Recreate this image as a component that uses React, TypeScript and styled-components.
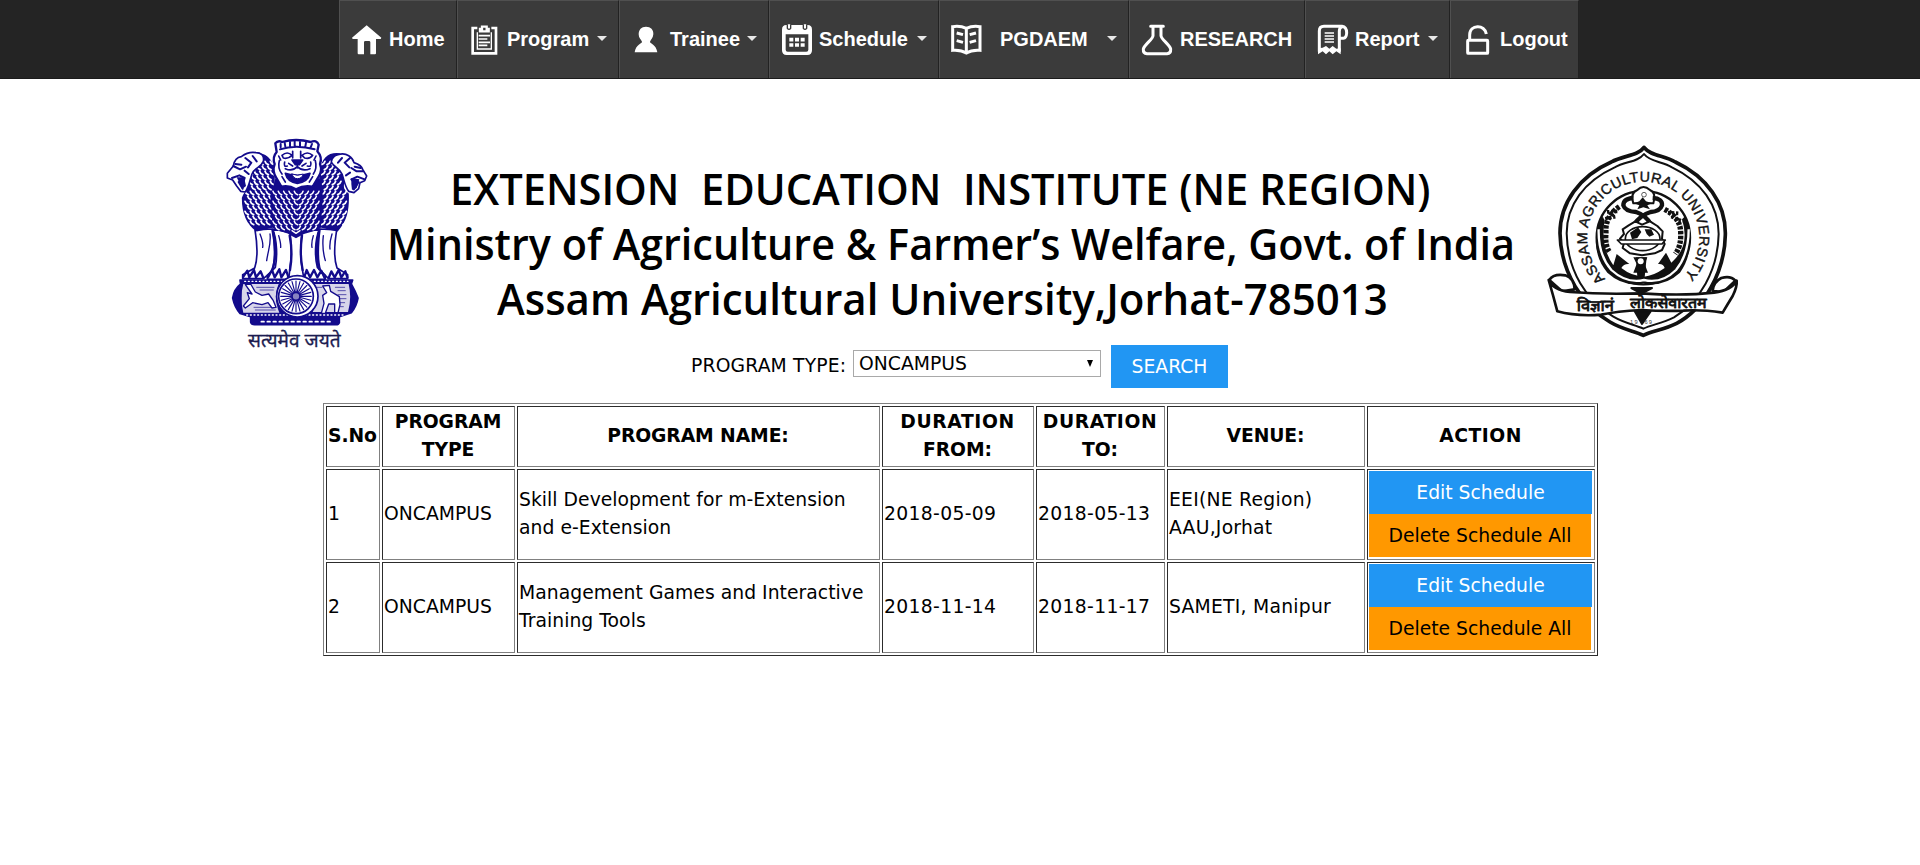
import React from 'react';
import styled, { createGlobalStyle } from 'styled-components';

const GlobalStyle = createGlobalStyle`
  * { box-sizing: border-box; }
  body {
    margin: 0;
    background: #fff;
    color: #000;
    font-family: 'DejaVu Sans', Verdana, sans-serif;
    font-size: 18.75px;
    line-height: 28px;
  }
`;

const NavBar = styled.nav`
  display: flex;
  height: 79px;
  padding-left: 339px;
  background: #242424;
  border-bottom: 1px solid #1b1b1b;
`;

const NavItem = styled.a<{ $width: number }>`
  display: flex;
  align-items: center;
  width: ${(p) => p.$width}px;
  padding: 0 11px 0 12px;
  background: #3b3b3b;
  border-left: 1px solid #505050;
  border-top: 1px solid #505050;
  border-right: 1px solid #222;
  color: #fff;
  font: bold 20px/24px 'Liberation Sans', Arial, sans-serif;
`;

const NavIcon = styled.svg`
  flex: none;
  width: 30px;
  height: 30px;
  margin-top: 1px;
  overflow: visible;
`;

const NavLabel = styled.span<{ $gap: number }>`
  margin: -2px 0 0 ${(p) => p.$gap}px;
  white-space: nowrap;
`;

const Caret = styled.span`
  margin: -2px 0 0 auto;
  border: 5px solid transparent;
  border-top-color: #e8e8e8;
  border-bottom: 0;
`;

const Banner = styled.header`
  display: flex;
  height: 264px;
  padding-left: 223px;
`;

const Emblem = styled.svg`
  flex: none;
  width: 147px;
  height: 214px;
  margin-top: 58px;
  overflow: visible;
`;

const Seal = styled.svg`
  flex: none;
  width: 200px;
  height: 200px;
  margin: 62px 0 0 2px;
`;

const Titles = styled.div`
  flex: none;
  width: 1170px;
  padding-top: 82px;
`;

const Title = styled.h1<{ $indent: number; $stretch: number }>`
  margin: 0 0 0 ${(p) => p.$indent}px;
  font: 600 43.5px/55px 'Open Sans', 'Noto Sans', sans-serif;
  white-space: pre;
  transform: scaleX(${(p) => p.$stretch});
  transform-origin: 0 50%;
`;

const SearchForm = styled.form`
  display: flex;
  align-items: flex-start;
  height: 58px;
  margin-top: 2px;
  padding-left: 691px;
`;

const SearchLabel = styled.label`
  width: 162px;
  padding-top: 7px;
  letter-spacing: 0.15px;
  white-space: nowrap;
`;

const SelectBox = styled.div`
  display: flex;
  align-items: center;
  justify-content: space-between;
  width: 248px;
  height: 27px;
  margin: 5px 10px 0 0;
  padding: 0 7px 0 5px;
  border: 1px solid #a9a9a9;
`;

const SelectArrow = styled.span`
  border: 3.5px solid transparent;
  border-top: 7px solid #000;
  border-bottom: 0;
`;

const Button = styled.button<{ $tone?: 'warn'; $width: number }>`
  display: block;
  width: ${(p) => p.$width}px;
  height: 43px;
  padding: 0;
  border: 0;
  background: ${(p) => (p.$tone === 'warn' ? '#ff9800' : '#2196f3')};
  color: ${(p) => (p.$tone === 'warn' ? '#000' : '#fff')};
  font: inherit;
  white-space: nowrap;
`;

const Table = styled.table`
  width: 1275px;
  margin-left: 323px;
  table-layout: fixed;
  border: 1px solid;
  border-color: #808080 #2c2c2c #2c2c2c #808080;
  border-spacing: 2px;
`;

const cellBorder = `
  border: 1px solid;
  border-color: #2c2c2c #808080 #808080 #2c2c2c;
`;

const HeadCell = styled.th<{ $width: number; $spacing?: number }>`
  ${cellBorder}
  width: ${(p) => p.$width}px;
  height: 61px;
  padding: 0 2px 2px 1px;
  letter-spacing: -0.1px;
  &::first-line { letter-spacing: ${(p) => p.$spacing ?? -0.1}px; }
`;

const Cell = styled.td<{ $spacing?: number }>`
  ${cellBorder}
  height: 91px;
  padding: 0 1px 2px;
  letter-spacing: ${(p) => p.$spacing ?? 0}px;
`;

const ActionCell = styled(Cell)`
  padding: 1px;
  vertical-align: top;
`;

const icons: Record<string, React.ReactNode> = {
  home: <path fill="#fff" d="M44 1 88 38 86 42H72V85Q72 88 69 88H55V52Q55 48 51 48H40Q36 48 36 52V88H20Q17 88 17 85V42H2L0 38Z" />,
  program: (
    <g fill="none" stroke="#fff" strokeWidth="8">
      <path d="M22 9H8V85H78V9H64" />
      <path d="M22 22V72H64V22" strokeWidth="4" />
      <path d="M30 19H56V12H50V5H36V12H30Z" strokeWidth="7" />
      <path d="M26 32H60M26 42H52M26 52H60M26 61H52" strokeWidth="5" />
    </g>
  ),
  trainee: (
    <path fill="#fff" d="M42 5C56 5 65 14 64 28C63 39 57 44 54 50C53 56 73 57 76 82H8C11 57 31 56 30 50C27 44 20 39 20 28C20 14 28 5 42 5Z" />
  ),
  schedule: (
    <g>
      <path fill="#fff" fillRule="evenodd" d="M13 0H77Q90 0 90 14V76Q90 90 76 90H14Q0 90 0 76V14Q0 0 13 0ZM11 28V74Q11 80 17 80H73Q79 80 79 74V28Z" />
      <path d="M16 -2V10Q21 16 26 10V-2M64 -2V10Q69 16 74 10V-2" fill="#fff" stroke="#3b3b3b" strokeWidth="4" />
      <path d="M22 44H68M22 60H68" stroke="#fff" strokeWidth="11" strokeDasharray="12 5" />
    </g>
  ),
  book: (
    <g fill="none" stroke="#fff" strokeWidth="9">
      <path d="M43 10C30 4 16 3 2 5V76C16 75 30 76 43 84C56 76 70 75 84 76V5C70 3 56 4 43 10ZM43 10V88" />
      <path d="M14 24 33 29M14 47 33 52M53 29 72 24M53 52 72 47" />
    </g>
  ),
  flask: (
    <path fill="none" stroke="#fff" strokeWidth="9" strokeLinecap="round" strokeLinejoin="round" d="M26 4H64M33 6V32C33 42 6 60 4 72Q3 85 15 86H75Q87 85 86 72C84 60 57 42 57 32V6" />
  ),
  report: (
    <g fill="none" stroke="#fff" strokeWidth="9">
      <path d="M4 80V18Q4 4 18 4H72Q86 6 86 24Q85 39 76 40H66M64 80V18Q64 8 73 5" />
      <path fill="#fff" stroke="none" d="M0 70 14 68 24 63 34 71 44 63 55 71 68 70V88L55 79 44 88 34 79 24 88 14 79 0 88Z" />
      <path d="M20 24H48M20 33H48M20 42H48M20 51H48" strokeWidth="4" />
    </g>
  ),
  lock: (
    <g fill="none" stroke="#fff" strokeWidth="9">
      <rect x="14" y="46" width="60" height="39" rx="2" />
      <path d="M20 46V30C20 -2 66 -3 70 27" />
    </g>
  ),
};

const navItems = [
  { label: 'Home', icon: 'home', width: 118, gap: 7 },
  { label: 'Program', icon: 'program', width: 162, gap: 7, menu: true },
  { label: 'Trainee', icon: 'trainee', width: 150, gap: 8, menu: true },
  { label: 'Schedule', icon: 'schedule', width: 170, gap: 7, menu: true },
  { label: 'PGDAEM', icon: 'book', width: 190, gap: 18, menu: true },
  { label: 'RESEARCH', icon: 'flask', width: 176, gap: 8 },
  { label: 'Report', icon: 'report', width: 145, gap: 7, menu: true },
  { label: 'Logout', icon: 'lock', width: 129, gap: 7 },
];

const NAVY = '#130b8c';

// Rows of short curved locks that make up the lions' manes.
function locks(x0: number, x1: number, y0: number, y1: number, axis: number) {
  let d = '';
  let row = 0;
  for (let y = y0; y < y1; y += 15, row++) {
    for (let x = x0 + (row % 2) * 8; x < x1; x += 16) {
      const s = x < axis ? 1 : -1;
      d += `M${x - 5 * s} ${y - 6}q${2 * s} ${8} ${10 * s} ${10}`;
    }
  }
  return d;
}

const spokes = Array.from({ length: 24 }, (_, i) => {
  const a = (i * Math.PI) / 12;
  return `M${258 + 14 * Math.cos(a)} ${527 + 14 * Math.sin(a)}L${258 + 46 * Math.cos(a)} ${527 + 46 * Math.sin(a)}`;
}).join('');

function StateEmblem() {
  return (
    <Emblem viewBox="39 49 441 642" role="img" fill="none" stroke={NAVY} strokeWidth="5" strokeLinejoin="round" strokeLinecap="round">
      {/* legs */}
      <path fill="#fff" d="M135 328C142 370 145 410 134 442L98 462V474H160L186 452C196 420 196 370 186 325ZM380 328C373 370 370 410 381 442L413 462V474H356L332 452C322 420 324 370 330 325Z" />
      <path fill="#fff" d="M188 325C202 360 202 410 196 440L172 464V476H236L240 440C246 400 244 365 240 335ZM328 325C314 360 314 410 322 440L346 464V476H282L276 440C270 400 272 365 276 335Z" />
      <path strokeWidth="7" d="M190 336C199 370 198 420 187 446M326 336C318 370 319 420 328 446M239 345C246 380 245 420 240 448M276 345C271 380 272 420 278 448" />
      <path strokeWidth="4" d="M150 340C158 360 160 370 158 380M180 340C184 370 174 390 170 420M206 345C212 365 213 370 212 380M310 345C304 365 304 370 306 380M366 340C360 360 358 370 360 385M340 345C336 380 340 400 346 420" />
      <path strokeWidth="7" d="M100 468 112 450 118 470 132 448 138 470 152 452 160 472M174 470 186 448 194 470 208 446 214 470 228 448 236 472M282 472 290 448 300 470 312 448 322 470 334 450 344 472M356 472 364 452 374 470 386 448 394 470 406 452 412 470" />
      {/* side manes */}
      <path fill={NAVY} d="M130 98C170 96 186 120 192 150L190 318 140 330C112 310 98 280 98 232C102 216 118 205 118 186ZM388 100C350 96 338 120 330 150L332 318 382 330C408 300 416 270 414 220C398 210 398 200 400 186Z" />
      <path stroke="#fff" strokeWidth="5.2" d={locks(122, 190, 128, 214, 300) + locks(110, 188, 218, 318, 300)} />
      <path stroke="#fff" strokeWidth="5.2" d={locks(340, 392, 128, 212, 200) + locks(340, 410, 218, 318, 200)} />
      {/* side faces */}
      <path fill="#fff" d="M138 96C114 92 102 102 94 108C78 110 72 124 70 136L52 158V172L68 178 80 196 92 212 106 214C118 196 120 176 126 160C134 140 152 142 160 122C164 104 152 96 138 96Z" />
      <path fill="#fff" d="M384 102C410 94 428 110 432 126C446 130 456 136 460 150L470 166 464 180 450 186 446 204 432 216 416 212C404 196 402 176 396 160C388 142 372 140 364 124C366 110 374 104 384 102Z" />
      <path strokeWidth="6" d="M70 136 90 146 108 138M76 130 94 132M66 172 88 164 104 172 98 190 86 184 98 204M106 112 124 126 114 140M128 106 140 122M104 150 116 160M460 152 440 152 424 142M452 142 434 138M464 176 442 168 424 176 436 190 446 184 432 206M420 112 404 126 418 140M396 112 384 126M420 156 408 164" />
      <path fill={NAVY} stroke="none" d="M80 170 102 170 108 196 96 206 90 190ZM424 172 448 176 440 202 426 208 424 190Z" />
      {/* front mane */}
      <path fill={NAVY} d="M198 176 184 230 190 320C210 334 228 330 244 342L258 350 272 342C290 330 312 334 330 320L336 230 332 176Z" />
      <path stroke="#fff" strokeWidth="4.8" d={locks(194, 328, 218, 326, 259)} />
      <path stroke="#fff" strokeWidth="4" d="M246 330 258 338 270 330" />
      {/* front face */}
      <path fill="#fff" d="M196 68Q204 58 216 64Q258 52 302 64Q320 56 326 72L322 92Q338 110 330 130Q338 150 326 168L308 198Q282 192 258 206Q236 192 214 198L198 170Q186 150 194 130Q186 110 200 94Z" strokeWidth="7" />
      <path strokeWidth="6" d="M212 80V70M226 78 224 66M240 76V64M254 76V62M270 76V64M286 78 288 66M302 80 306 70M210 86Q258 70 314 86" />
      <path strokeWidth="5" d="M216 104Q232 90 246 104Q234 116 220 112ZM276 104Q292 90 308 104Q300 116 284 112ZM248 92V112M272 92V112" />
      <path fill={NAVY} d="M246 118H278L268 132H256Z" />
      <path strokeWidth="5" d="M262 130V142M262 138Q246 154 226 144M262 138Q278 154 300 144M224 124Q220 140 232 136M302 124Q306 140 292 136M208 120Q202 142 216 160M316 120Q322 142 310 160M216 168 226 184M308 168 298 184M206 106 212 118M318 106 312 118M236 128 248 136M288 128 276 136" />
      <path fill={NAVY} d="M226 158Q262 170 300 158Q294 184 262 188Q232 184 226 158Z" />
      <path fill="#fff" strokeWidth="3" d="M246 160Q262 168 280 160Q276 174 262 174Q250 174 246 160Z" />
      {/* abacus */}
      <path fill={NAVY} d="M90 478H428L424 490Q436 512 444 532Q440 556 424 576L388 588V606Q386 612 378 612H134Q124 612 122 604V588L90 578Q74 560 68 532Q72 506 92 490Z" />
      <path fill="#d8d6ea" stroke="none" d="M100 490H206Q188 528 208 576H100Q88 532 100 490ZM310 490H416Q426 532 414 574H308Q330 530 310 490Z" />
      <path strokeWidth="2" d="M140 500H192M150 508H190M132 560H190M136 568H196M320 500H336M376 500H404M384 510H406M384 522H408M384 534H408M386 546H404M386 558H400M86 500V566M94 494V572" />
      <path strokeWidth="4" stroke="#fff" strokeDasharray="3 8" d="M104 482H414M110 583H404" />
      <path strokeWidth="5" stroke="#fff" strokeDasharray="8 10" d="M154 603H360" />
      <path fill="#fff" strokeWidth="4" d="M106 492 122 490 136 514 156 524 176 520 190 540 198 560 186 562 174 546 156 552 128 546 106 562 100 556 118 534 112 516 126 520Z" />
      <path fill="#fff" strokeWidth="4" d="M338 496 358 494 362 512 388 528 390 552 384 576H374L374 550 356 550 346 578 334 578 342 548 338 524 350 516Z" />
      <circle cx="262" cy="527" r="62" fill="#fff" />
      <circle cx="258" cy="527" r="52" strokeWidth="5" />
      <path strokeWidth="3.4" d={spokes} />
      <circle cx="258" cy="527" r="12" fill="#8883c0" strokeWidth="5" />
      <text x="114" y="679" fill="#1c1c50" stroke="#1c1c50" strokeWidth="1" fontFamily="'Noto Sans Devanagari', 'Noto Sans', sans-serif" fontSize="59" textLength="278" lengthAdjust="spacingAndGlyphs">सत्यमेव जयते</text>
    </Emblem>
  );
}

function UniversitySeal() {
  return (
    <Seal viewBox="36 35 600 600" role="img" fill="none" stroke="#111" strokeWidth="6" strokeLinejoin="round">
      <defs>
        <path id="ring" d="M232 454A168 168 0 1 1 452 450" />
      </defs>
      <path fill="#fff" strokeWidth="11" d="M342 54C362 80 402 78 436 98C530 142 588 222 586 316C584 430 520 540 440 582C400 602 368 604 340 618C312 604 280 602 240 578C160 532 92 430 90 312C90 222 148 140 244 98C280 78 324 80 342 54Z" />
      <path d="M342 74C360 98 396 96 426 114C514 156 566 228 566 314C564 424 508 518 432 564C396 582 366 586 340 598C314 586 284 582 250 562C170 516 112 424 110 312C110 228 162 156 254 114C286 96 324 98 342 74Z" strokeWidth="6" />
      <text fill="#111" stroke="#111" strokeWidth="1.2" fontFamily="'Liberation Sans', Arial, sans-serif" fontSize="43">
        <textPath href="#ring" startOffset="8" textLength="792" lengthAdjust="spacing">ASSAM AGRICULTURAL UNIVERSITY</textPath>
      </text>
      <circle cx="340" cy="325" r="140" strokeWidth="7" />
      <path fill="#111" stroke="none" d="M214 260Q174 360 232 430Q280 474 340 462Q402 474 450 430Q500 360 466 260L456 270Q482 350 424 400L408 370 384 404Q400 402 404 416Q370 440 342 442Q304 440 274 416Q282 402 298 404L260 374 250 408Q210 350 224 272Z" />
      <path stroke="#fff" strokeWidth="7" d="M206 300Q204 376 244 422Q290 464 342 452Q396 464 438 422Q476 376 476 300" />
      {/* grain ears */}
      <path strokeWidth="16" strokeDasharray="10 4" d="M268 232Q224 262 228 310Q224 350 240 370M404 240Q452 266 452 310Q454 350 436 374" />
      <path strokeWidth="11" strokeDasharray="7 5" d="M256 262 216 270M424 262 458 276M262 246 228 248M414 250 446 252" />
      {/* lamp and horns */}
      <path fill="#fff" strokeWidth="6" d="M310 222Q300 190 322 182Q340 164 360 182Q380 190 370 222Z" />
      <path fill="#111" stroke="none" d="M312 222 328 216 338 204 348 216 366 222 352 228 360 240 340 234 322 240 328 228Z" />
      <circle cx="342" cy="196" r="7" strokeWidth="2" />
      <path strokeWidth="13" d="M310 206Q280 208 280 228Q286 246 318 248Q348 258 362 284M368 206Q398 208 396 228Q390 246 362 248Q330 258 314 284" />
      {/* gear and globe */}
      <path fill="#fff" strokeWidth="6" d="M296 288 316 276 336 286 360 276 382 290 398 306 396 328 404 344 396 362 374 372 336 378 300 372 278 356 282 340 270 328 282 314 278 300Z" />
      <ellipse cx="338" cy="328" rx="52" ry="36" strokeWidth="5" />
      <path fill="#111" stroke="none" d="M300 310 324 294 334 308 322 326 306 330ZM344 300 364 300 372 316 358 322 350 314ZM318 384 350 384 344 444H322Z" />
      <path fill="#fff" strokeWidth="5" d="M262 332H406L396 344H274Z" />
      <path fill="#111" stroke="none" d="M310 384H352L344 404 354 430H310L320 404Z" />
      <circle cx="332" cy="396" r="9" fill="#fff" stroke="none" />
      {/* ribbon */}
      <path fill="#111" d="M304 476H366L340 490 326 488ZM314 546H362L336 584Z" />
      <path fill="#fff" strokeWidth="8" d="M58 452Q70 432 106 438Q132 446 134 480L96 486ZM616 454Q602 438 574 446Q550 458 548 484L578 490Z" />
      <path fill="#fff" strokeWidth="8" d="M56 452Q68 482 120 488Q220 496 334 492Q460 500 552 490Q606 482 620 454Q622 472 608 500Q592 526 578 550Q510 540 460 544Q400 546 334 542Q260 546 214 556Q140 562 82 546Q70 500 56 452Z" />
      <text x="140" y="544" fill="#111" stroke="#111" strokeWidth="2.4" fontFamily="'Noto Sans Devanagari', 'Noto Sans', sans-serif" fontSize="46" textLength="112" lengthAdjust="spacingAndGlyphs">विज्ञानं</text>
      <text x="300" y="537" fill="#111" stroke="#111" strokeWidth="2.4" fontFamily="'Noto Sans Devanagari', 'Noto Sans', sans-serif" fontSize="45" textLength="230" lengthAdjust="spacingAndGlyphs">लोकसेवारतम</text>
      <text x="300" y="584" fill="#333" stroke="none" fontFamily="'Liberation Sans', Arial, sans-serif" fontSize="17" textLength="66">19 &nbsp;69</text>
    </Seal>
  );
}

const columns = [
  { name: 'S.No', width: 54 },
  { name: 'PROGRAM TYPE', width: 133 },
  { name: 'PROGRAM NAME:', width: 363 },
  { name: 'DURATION FROM:', width: 152, spacing: 0.6 },
  { name: 'DURATION TO:', width: 129, spacing: 0.6 },
  { name: 'VENUE:', width: 198 },
  { name: 'ACTION', width: 228, spacing: 0.5 },
];

const bodySpacing = [0, 0, 0.04, 0.33, 0.33, 0.25];

const rows = [
  ['1', 'ONCAMPUS', 'Skill Development for m-Extension and e-Extension', '2018-05-09', '2018-05-13', 'EEI(NE Region) AAU,Jorhat'],
  ['2', 'ONCAMPUS', 'Management Games and Interactive Training Tools', '2018-11-14', '2018-11-17', 'SAMETI, Manipur'],
];

export default function App() {
  return (
    <>
      <GlobalStyle />
      <NavBar>
        {navItems.map((item) => (
          <NavItem key={item.label} $width={item.width}>
            <NavIcon viewBox="0 0 90 90">{icons[item.icon]}</NavIcon>
            <NavLabel $gap={item.gap}>{item.label}</NavLabel>
            {item.menu && <Caret />}
          </NavItem>
        ))}
      </NavBar>
      <Banner>
        <StateEmblem />
        <Titles>
          <Title $indent={80} $stretch={0.957}>EXTENSION  EDUCATION  INSTITUTE (NE REGION)</Title>
          <Title $indent={17} $stretch={0.951}>Ministry of Agriculture &amp; Farmer’s Welfare, Govt. of India</Title>
          <Title $indent={127} $stretch={0.965}>Assam Agricultural University,Jorhat-785013</Title>
        </Titles>
        <UniversitySeal />
      </Banner>
      <SearchForm onSubmit={(e) => e.preventDefault()}>
        <SearchLabel>PROGRAM TYPE:</SearchLabel>
        <SelectBox>
          ONCAMPUS
          <SelectArrow />
        </SelectBox>
        <Button $width={117}>SEARCH</Button>
      </SearchForm>
      <Table>
        <thead>
          <tr>
            {columns.map((c) => (
              <HeadCell key={c.name} $width={c.width} $spacing={c.spacing}>{c.name}</HeadCell>
            ))}
          </tr>
        </thead>
        <tbody>
          {rows.map((row) => (
            <tr key={row[0]}>
              {row.map((value, i) => (
                <Cell key={i} $spacing={bodySpacing[i]}>{value}</Cell>
              ))}
              <ActionCell>
                <Button $width={223}>Edit Schedule</Button>
                <Button $tone="warn" $width={222}>Delete Schedule All</Button>
              </ActionCell>
            </tr>
          ))}
        </tbody>
      </Table>
    </>
  );
}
================
Check each line of the material above for "components" and say how many lines contain it, giving the number alone.

WRITTEN ANSWER -> 2